The Minnesotan American picks out four squishy Chickens, which he will tuck under the cushions of his couch, and a squishy Sumo-Centaur, which he will present to his coworker as a gift. Then, the Minnesotan American leans into the bin and pushes downwards with the weight of his body, squishing all the toys at once. They let out a collective groan of anguish. The scene reminds me of how the profit-seeking bourgeoisie oppresses the masses.
I find a blue T-shirt that says “I ♥ NERDS.” The heart has a pair of glasses over it, because Americans think poor vision is a prerequisite of intelligence. The package features a blond girl wearing the shirt and a matching blue bow tie. “Look!” I call out to the Minnesotan American, who falls under the category of nerds because he wears glasses and loves computers. (Or is he a geek? I have yet to understand the difference.)
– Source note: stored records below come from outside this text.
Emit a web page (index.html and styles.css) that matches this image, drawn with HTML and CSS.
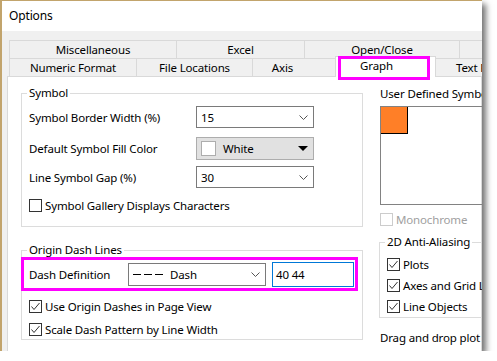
FILE: index.html
```html
<!DOCTYPE html>
<html lang="en">
<head>
    <meta charset="UTF-8">
    <title>Options</title>
    <link rel="stylesheet" href="styles.css">
</head>
<body>
    <div class="window">
        <div class="titlebar">Options</div>

        <div class="dialog">
            <!-- Tab strip, two rows -->
            <div class="tabs">
                <div class="tab-row">
                    <div class="tab tab-misc">Miscellaneous</div>
                    <div class="tab tab-excel">Excel</div>
                    <div class="tab tab-open">Open/Close</div>
                    <div class="tab tab-more"></div>
                </div>
                <div class="tab-row">
                    <div class="tab tab-numeric">Numeric Format</div>
                    <div class="tab tab-files">File Locations</div>
                    <div class="tab tab-axis">Axis</div>
                    <div class="tab tab-graph selected">Graph<span class="callout"></span></div>
                    <div class="tab tab-text">Text Font</div>
                </div>
            </div>

            <div class="panel">
                <div class="col-left">
                    <fieldset class="group group-symbol">
                        <legend>Symbol</legend>
                        <div class="field-row row-border">
                            <span class="field-label">Symbol Border Width (%)</span>
                            <div class="combo">
                                <span class="combo-value">15</span>
                                <svg class="chevron" width="9" height="5" viewBox="0 0 9 5"><polyline points="0.5,0.5 4.5,4.5 8.5,0.5" fill="none" stroke="#555" stroke-width="1"/></svg>
                            </div>
                        </div>
                        <div class="field-row row-fill">
                            <span class="field-label">Default Symbol Fill Color</span>
                            <div class="color-button">
                                <span class="swatch"></span>
                                <span class="color-name">White</span>
                                <svg class="arrow" width="10" height="5" viewBox="0 0 10 5"><polygon points="0,0 10,0 5,5" fill="#000"/></svg>
                            </div>
                        </div>
                        <div class="field-row row-gap">
                            <span class="field-label">Line Symbol Gap (%)</span>
                            <div class="combo">
                                <span class="combo-value">30</span>
                                <svg class="chevron" width="9" height="5" viewBox="0 0 9 5"><polyline points="0.5,0.5 4.5,4.5 8.5,0.5" fill="none" stroke="#555" stroke-width="1"/></svg>
                            </div>
                        </div>
                        <div class="check-row">
                            <span class="checkbox"></span>
                            <span>Symbol Gallery Displays Characters</span>
                        </div>
                    </fieldset>

                    <fieldset class="group group-dash">
                        <legend>Origin Dash Lines</legend>
                        <div class="dash-row">
                            <span class="dash-label">Dash Definition</span>
                            <div class="combo combo-dash">
                                <svg class="dash-preview" width="30" height="3" viewBox="0 0 30 3"><line x1="0" y1="1.5" x2="30" y2="1.5" stroke="#000" stroke-width="1" stroke-dasharray="8 3"/></svg>
                                <span class="combo-value">Dash</span>
                                <svg class="chevron" width="9" height="5" viewBox="0 0 9 5"><polyline points="0.5,0.5 4.5,4.5 8.5,0.5" fill="none" stroke="#555" stroke-width="1"/></svg>
                            </div>
                            <div class="textbox">40 44</div>
                        </div>
                        <div class="check-row row-use">
                            <span class="checkbox"><svg width="11" height="11" viewBox="0 0 11 11"><polyline points="1.5,5.5 4,8.5 9.5,2" fill="none" stroke="#333" stroke-width="1"/></svg></span>
                            <span>Use Origin Dashes in Page View</span>
                        </div>
                        <div class="check-row row-scale">
                            <span class="checkbox"><svg width="11" height="11" viewBox="0 0 11 11"><polyline points="1.5,5.5 4,8.5 9.5,2" fill="none" stroke="#333" stroke-width="1"/></svg></span>
                            <span>Scale Dash Pattern by Line Width</span>
                        </div>
                    </fieldset>
                </div>

                <div class="col-right">
                    <div class="symbols-label">User Defined Symbols</div>
                    <div class="symbols-box">
                        <span class="symbol-cell"></span>
                    </div>
                    <div class="check-row disabled row-mono">
                        <span class="checkbox"></span>
                        <span>Monochrome</span>
                    </div>

                    <fieldset class="group group-aa">
                        <legend>2D Anti-Aliasing</legend>
                        <div class="check-row">
                            <span class="checkbox"><svg width="11" height="11" viewBox="0 0 11 11"><polyline points="1.5,5.5 4,8.5 9.5,2" fill="none" stroke="#333" stroke-width="1"/></svg></span>
                            <span>Plots</span>
                        </div>
                        <div class="check-row">
                            <span class="checkbox"><svg width="11" height="11" viewBox="0 0 11 11"><polyline points="1.5,5.5 4,8.5 9.5,2" fill="none" stroke="#333" stroke-width="1"/></svg></span>
                            <span>Axes and Grid Lines</span>
                        </div>
                        <div class="check-row">
                            <span class="checkbox"><svg width="11" height="11" viewBox="0 0 11 11"><polyline points="1.5,5.5 4,8.5 9.5,2" fill="none" stroke="#333" stroke-width="1"/></svg></span>
                            <span>Line Objects</span>
                        </div>
                    </fieldset>

                    <div class="drag-note">Drag and drop plot settings</div>
                </div>
            </div>
        </div>
    </div>
</body>
</html>
```

FILE: styles.css
```css
body {
    margin: 0;
    background-color: #ffffff;
    font-family: "Noto Sans", "Open Sans", sans-serif;
    font-size: 11.5px;
    letter-spacing: -0.15px;
    color: #000000;
}

.window {
    box-sizing: border-box;
    width: 482px;
    height: 351px;
    border-left: 2px solid #c2a46c;
    border-top: 1px solid #c2a46c;
    background-color: #f0f0f0;
    overflow: hidden;
    box-shadow: 4px 4px 6px rgba(0, 0, 0, 0.55);
    white-space: nowrap;
}

.titlebar {
    height: 30px;
    line-height: 30px;
    padding-left: 7px;
    font-size: 12px;
    background-color: #ffffff;
}

.dialog {
    padding: 9px 0 0 5px;
}

/* Tabs */

.tabs {
    margin-left: 2px;
}

.tab-row {
    display: flex;
    height: 18px;
}

.tab {
    box-sizing: border-box;
    flex-shrink: 0;
    height: 18px;
    line-height: 18px;
    border: 1px solid #d9d9d9;
    border-bottom: none;
    margin-right: -1px;
    text-align: center;
    background-color: #f0f0f0;
}

.tab-misc { width: 168px; }
.tab-excel { width: 129px; }
.tab-open { width: 156px; }
.tab-more { width: 60px; }

.tab-numeric { width: 128px; }
.tab-files { width: 117px; }
.tab-axis { width: 85px; padding-right: 24px; }
.tab-graph { width: 101px; }
.tab-text { width: 80px; text-align: left; padding-left: 20px; }

.tab.selected {
    position: relative;
    z-index: 1;
    height: 21px;
    margin-top: -2px;
    margin-left: -1px;
    line-height: 17px;
    padding-right: 18px;
    background-color: #ffffff;
}

.callout {
    position: absolute;
    left: 2px;
    top: -1px;
    width: 92px;
    height: 24px;
    box-sizing: border-box;
    border: 3px solid #ff00ff;
}

/* Page */

.panel {
    display: flex;
    gap: 17px;
    height: 300px;
    margin-top: 0;
    padding: 8px 0 0 13px;
    border: 1px solid #d9d9d9;
    background-color: #ffffff;
}

.col-left {
    width: 342px;
    flex-shrink: 0;
}

.col-right {
    width: 140px;
    flex-shrink: 0;
}

.group {
    margin: 0;
    padding: 5px 0 10px 7px;
    border: 1px solid #dcdcdc;
    min-width: 0;
}

.group legend {
    padding: 0 2px;
    margin-left: -2px;
    line-height: 16px;
}

.field-row {
    display: flex;
    align-items: center;
}

.field-label {
    width: 167px;
}

.row-border {
    margin-bottom: 9px;
}

.row-fill {
    margin-bottom: 6px;
}

.row-gap {
    margin-bottom: 6px;
}

.combo {
    box-sizing: border-box;
    display: flex;
    align-items: center;
    width: 118px;
    height: 22px;
    padding: 0 5px 0 4px;
    border: 1px solid #7a7a7a;
    background-color: #ffffff;
}

.combo-value {
    flex-grow: 1;
}

.color-button {
    box-sizing: border-box;
    display: flex;
    align-items: center;
    width: 118px;
    height: 23px;
    padding: 0 5px 0 4px;
    border: 1px solid #adadad;
    background-color: #e1e1e1;
}

.swatch {
    box-sizing: border-box;
    width: 15px;
    height: 15px;
    border: 1px solid #adadad;
    background-color: #ffffff;
    margin-right: 7px;
}

.color-name {
    flex-grow: 1;
}

.check-row {
    display: flex;
    align-items: center;
    height: 22px;
}

.checkbox {
    box-sizing: border-box;
    display: flex;
    align-items: center;
    justify-content: center;
    width: 13px;
    height: 13px;
    margin-right: 3px;
    border: 1px solid #333333;
    background-color: #ffffff;
}

.check-row.disabled {
    color: #a0a0a0;
}

.check-row.disabled .checkbox {
    border-color: #cccccc;
}

/* Dash lines group */

.group-dash {
    margin-top: 15px;
    padding: 0 0 0 7px;
}

.dash-row {
    box-sizing: border-box;
    display: flex;
    align-items: center;
    width: 337px;
    height: 34px;
    margin: -1px 0 0 -8px;
    padding-left: 5px;
    border: 3px solid #ff00ff;
}

.dash-label {
    width: 99px;
}

.combo-dash {
    width: 138px;
    height: 23px;
}

.dash-preview {
    margin-right: 7px;
}

.textbox {
    box-sizing: border-box;
    width: 82px;
    height: 25px;
    margin-left: 6px;
    padding-left: 3px;
    line-height: 23px;
    border: 1px solid #0078d7;
}

.row-use {
    height: 20px;
    margin-top: 5px;
}

.row-scale {
    height: 20px;
    margin-top: 3px;
}

/* Right column */

.symbols-label {
    margin-top: 1px;
    line-height: 16px;
}

.symbols-box {
    box-sizing: border-box;
    width: 140px;
    height: 99px;
    margin-top: 4px;
    border: 1px solid #828282;
}

.symbol-cell {
    display: block;
    box-sizing: border-box;
    width: 27px;
    height: 27px;
    border-right: 1px solid #000000;
    border-bottom: 1px solid #000000;
    background-color: #ff7f27;
}

.row-mono {
    height: 20px;
    margin-top: 4px;
}

.group-aa {
    margin: 5px 0 0 -1px;
    padding: 4px 0 0 7px;
}

.group-aa .check-row {
    height: 21px;
}

.drag-note {
    margin-top: 12px;
    line-height: 16px;
}
```
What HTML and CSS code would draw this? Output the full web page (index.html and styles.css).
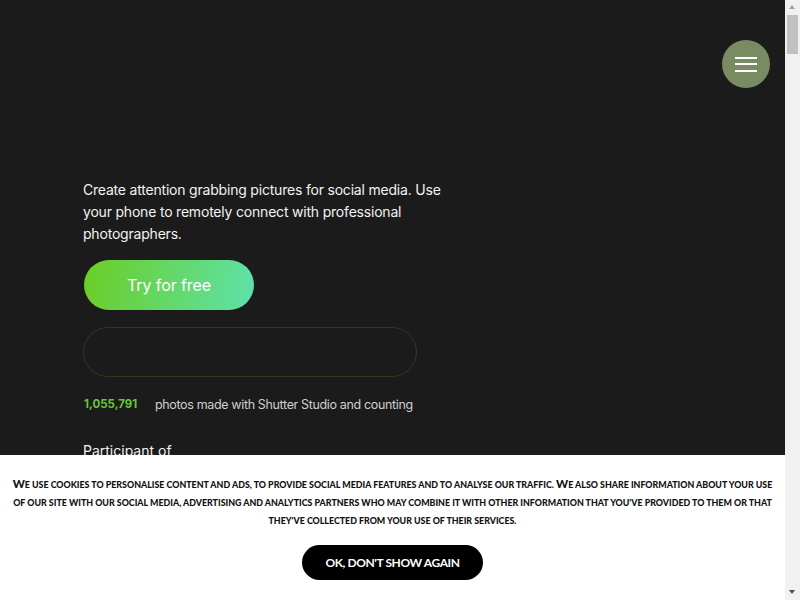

“Oh no,” the Minnesotan American groans.
This confuses me. Does he not want to be loved? Does he object to being loved in general, or just being loved by the smiling blond girl in this T-shirt?
“Well, when it’s put like that,” he explains, “it’s like I like nerds because it’s cool to like nerds.”
I understand now. The Minnesotan American wants to be loved, but for more authentic reasons than the social value that comes with liking nerds. He does not wish to be fetishized, or to become the vehicle of someone else’s social advancement.
1. Realizing the gap in my knowledge of American culture, I googled “mickey dog” and found that the character’s name is Pluto. Its Wikipedia page reads: “Together with Mickey Mouse, Minnie Mouse, Donald Duck, Daisy Duck, and Goofy, Pluto is one of the ‘Sensational Six’—the biggest stars in the Disney universe.” I am ashamed that as an American I did not know the names of the Sensational Six, the biggest stars in the Disney universe.
2. Wikipedia: “A party favor or party favour is a small gift given to the guests at a party as a gesture of thanks for their attendance, a memento of the occasion, or simply as an aid to frivolity.”